Ainda, sob a via alicerçada no latifúndio, atrelada aos interesses da

burguesia nacional e internacional, se estabelece na especulação fundiária

outra fonte de acumulação de capital, observa-se uma elevação dos preços

das terras. Logo, a terra que por si só não possui valor, mas preço, “passou a

funcionar como um mecanismo de reserva de valor, como forma de

entesouramento da burguesia agrária brasileira” (GORENDER, 1994). O que

aprofunda o processo de concentração de terras no Brasil a partir da sua fase

de desenvolvimento capitalista, como um problema estrutural vigente no

espaço rural.

Contudo,

[...] não é verdade que esteja ocorrendo o domínio absoluto do modo

de produzir industrial e a expansão total do trabalho assalariado no

campo.
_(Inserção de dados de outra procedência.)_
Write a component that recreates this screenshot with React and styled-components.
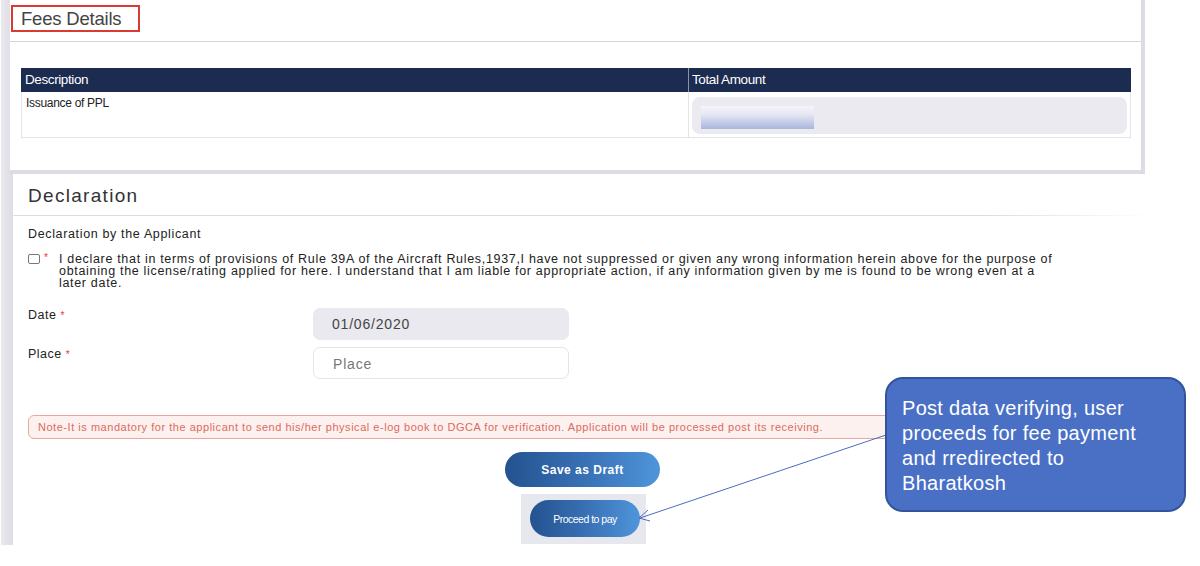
import React from "react";
import styled, { createGlobalStyle } from "styled-components";

const Global = createGlobalStyle`
  html, body { margin: 0; padding: 0; background: #fff; }
  body { font-family: "Liberation Sans", Arial, sans-serif; color: #333; }
  * { box-sizing: border-box; }
`;

const Page = styled.div`
  position: relative;
  width: 1200px;
  height: 566px;
  overflow: hidden;
  background: #fff;
`;

const Frame = styled.div`
  display: flex;
  align-items: flex-start;
`;

const Rail = styled.div`
  width: 12px;
  height: 545px;
  margin-left: 1px;
  flex: none;
  background: linear-gradient(to right, #ebe9ef, #dedce4);
`;

const Content = styled.div`
  display: flex;
  flex-direction: column;
  width: 1140px;
`;

const FeesPanel = styled.section`
  margin-left: -4px;
  width: 1136px;
  height: 174px;
  background: #fff;
  border-left: 1px solid #e2e0e8;
  border-right: 4px solid #dddbe3;
  border-bottom: 4px solid #dddbe3;
  display: flex;
  flex-direction: column;
`;

const PanelHead = styled.div`
  height: 42px;
  border-bottom: 1px solid #d6d4dc;
  padding: 5px 0 0 1px;
`;

const TitleBox = styled.div`
  width: 129px;
  height: 27px;
  border: 2px solid #d93a31;
  padding: 2px 0 0 8px;
  font-size: 18.5px;
  letter-spacing: -0.2px;
  color: #444;
  line-height: 20px;
`;

const Table = styled.div`
  margin: 26px 0 0 11px;
  width: 1110px;
  display: flex;
  flex-direction: column;
`;

const Row = styled.div`
  display: grid;
  grid-template-columns: 667px 1fr;
`;

const HeadCell = styled.div`
  height: 24px;
  background: #1c2b50;
  color: #fff;
  font-size: 13.5px;
  letter-spacing: -0.4px;
  padding: 4px 0 0 ${(p) => (p.$split ? 3 : 4)}px;
  border-left: ${(p) => (p.$split ? "1px solid #8a93ab" : "none")};
`;

const BodyCell = styled.div`
  height: 46px;
  border-bottom: 1px solid #e4e3ea;
  border-left: 1px solid #e4e3ea;
  border-right: ${(p) => (p.$last ? "1px solid #e4e3ea" : "none")};
  font-size: 12px;
  letter-spacing: -0.3px;
  color: #222;
  padding: ${(p) => (p.$pad ? "5px 3px" : "4px 4px")};
`;

const AmountBox = styled.div`
  height: 37px;
  border-radius: 8px;
  background: #ebeaf0;
  padding: 9px 0 0 9px;
`;

const BlurBar = styled.div`
  width: 113px;
  height: 23px;
  background: linear-gradient(to bottom, #f5f5fa 0%, #e6e8f4 35%, #aab5dd 100%);
  filter: blur(0.6px);
`;

const DeclPanel = styled.section`
  margin-top: 1px;
  width: 1138px;
  display: flex;
  flex-direction: column;
`;

const DeclHead = styled.div`
  height: 41px;
  padding: 10px 0 0 15px;
  font-size: 19px;
  letter-spacing: 1.3px;
  color: #333;
  border-bottom: 1px solid transparent;
  border-image: linear-gradient(to right, #dcdbe2 85%, rgba(220, 219, 226, 0)) 1;
`;

const DeclBody = styled.div`
  padding: 11px 0 0 15px;
  display: flex;
  flex-direction: column;
`;

const SubTitle = styled.div`
  font-size: 12.5px;
  letter-spacing: 0.65px;
  color: #222;
`;

const Statement = styled.div`
  margin-top: 12px;
  display: flex;
  align-items: flex-start;
`;

const CheckBox = styled.span`
  width: 12px;
  height: 10px;
  margin-top: 1px;
  border: 1px solid #777;
  border-radius: 2px;
  flex: none;
`;

const Star = styled.span`
  color: #e33;
  font-size: 10px;
  margin: -1px 0 0 4px;
  width: 15px;
  flex: none;
`;

const StatementText = styled.p`
  margin: 0;
  width: 1000px;
  font-size: 12.5px;
  line-height: 12px;
  letter-spacing: 0.68px;
  color: #222;
`;

const FieldRow = styled.div`
  display: flex;
  align-items: flex-start;
  margin-top: ${(p) => p.$mt}px;
`;

const Label = styled.div`
  width: 285px;
  font-size: 12.5px;
  letter-spacing: 0.5px;
  color: #222;
  span { color: #e33; font-size: 10px; }
`;

const Input = styled.div`
  width: 256px;
  height: 32px;
  border-radius: 7px;
  padding: 8px 0 0 19px;
  font-size: 14px;
  letter-spacing: 0.8px;
  color: ${(p) => (p.$filled ? "#444" : "#777")};
  background: ${(p) => (p.$filled ? "#e9e9ef" : "#fff")};
  border: ${(p) => (p.$filled ? "none" : "1.5px solid #e4e3ea")};
`;

const Note = styled.div`
  margin-top: 36px;
  width: 880px;
  height: 24px;
  border: 1px solid #e9a89d;
  border-radius: 6px;
  background: #fcf1ef;
  padding: 5px 0 0 9px;
  font-size: 11px;
  letter-spacing: 0.53px;
  color: #de6a5d;
  white-space: nowrap;
  overflow: hidden;
`;

const ButtonStack = styled.div`
  margin: 13px 0 0 477px;
  width: 156px;
  display: flex;
  flex-direction: column;
`;

const PillButton = styled.button`
  border: none;
  border-radius: 999px;
  background: linear-gradient(to right, #24528f 0%, #3a73b8 55%, #4f95da 100%);
  color: #fff;
  font-family: inherit;
  cursor: pointer;
  width: ${(p) => p.$w}px;
  height: ${(p) => p.$h}px;
  font-size: ${(p) => p.$fs}px;
  font-weight: ${(p) => (p.$bold ? 700 : 400)};
  letter-spacing: ${(p) => p.$ls}px;
  padding: 0;
`;

const Highlight = styled.div`
  margin: 7px 0 0 16px;
  width: 125px;
  height: 50px;
  background: #e7e7ee;
  padding: 6px 0 0 9px;
`;

const Callout = styled.div`
  position: absolute;
  left: 885px;
  top: 377px;
  width: 301px;
  height: 135px;
  border-radius: 18px;
  background: #4a70c6;
  border: 2px solid #34539d;
  color: #fff;
  font-size: 20px;
  letter-spacing: 0.3px;
  line-height: 25px;
  padding: 17px 0 0 15px;
`;

const Arrow = styled.svg`
  position: absolute;
  left: 0;
  top: 0;
  pointer-events: none;
`;

export default function App() {
  return (
    <Page>
      <Global />
      <Frame>
        <Rail />
        <Content>
          <FeesPanel>
            <PanelHead>
              <TitleBox>Fees Details</TitleBox>
            </PanelHead>
            <Table>
              <Row>
                <HeadCell>Description</HeadCell>
                <HeadCell $split>Total Amount</HeadCell>
              </Row>
              <Row>
                <BodyCell>Issuance of PPL</BodyCell>
                <BodyCell $last $pad>
                  <AmountBox>
                    <BlurBar />
                  </AmountBox>
                </BodyCell>
              </Row>
            </Table>
          </FeesPanel>

          <DeclPanel>
            <DeclHead>Declaration</DeclHead>
            <DeclBody>
              <SubTitle>Declaration by the Applicant</SubTitle>
              <Statement>
                <CheckBox />
                <Star>*</Star>
                <StatementText>
                  I declare that in terms of provisions of Rule 39A of the Aircraft Rules,1937,I have not
                  suppressed or given any wrong information herein above for the purpose of obtaining the
                  license/rating applied for here. I understand that I am liable for appropriate action, if
                  any information given by me is found to be wrong even at a later date.
                </StatementText>
              </Statement>
              <FieldRow $mt={19}>
                <Label>
                  Date <span>*</span>
                </Label>
                <Input $filled>01/06/2020</Input>
              </FieldRow>
              <FieldRow $mt={7}>
                <Label>
                  Place <span>*</span>
                </Label>
                <Input>Place</Input>
              </FieldRow>
              <Note>
                Note-It is mandatory for the applicant to send his/her physical e-log book to DGCA for
                verification. Application will be processed post its receiving.
              </Note>
              <ButtonStack>
                <PillButton $w={155} $h={35} $fs={12} $bold $ls={0.5}>
                  Save as Draft
                </PillButton>
                <Highlight>
                  <PillButton $w={110} $h={37} $fs={10.5} $ls={-0.5}>
                    Proceed to pay
                  </PillButton>
                </Highlight>
              </ButtonStack>
            </DeclBody>
          </DeclPanel>
        </Content>
      </Frame>

      <Arrow width="1200" height="566" viewBox="0 0 1200 566">
        <line x1="886" y1="435" x2="640" y2="518" stroke="#4a6cc0" strokeWidth="1" />
        <polyline points="648,510 639,518 650,521" fill="none" stroke="#4a6cc0" strokeWidth="1" />
      </Arrow>

      <Callout>
        Post data verifying, user
        <br />
        proceeds for fee payment
        <br />
        and rredirected to
        <br />
        Bharatkosh
      </Callout>
    </Page>
  );
}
É fundamental explicar que o capital não transforma de uma

só vez todas as formas de produção ditada pelo lucro capitalista. O

desenvolvimento do capitalismo se faz de forma desigual e

contraditória. (OLIVEIRA, 1998 p. 471)

Isto significa dizer que no processo de acumulação e reprodução de

capital, são recriadas as condições para a manutenção do trabalho familiarcamponês

no espaço rural brasileiro, pois o mesmo incorpora em seu processo

de exploração da força de trabalho, esta forma de organização da vida social.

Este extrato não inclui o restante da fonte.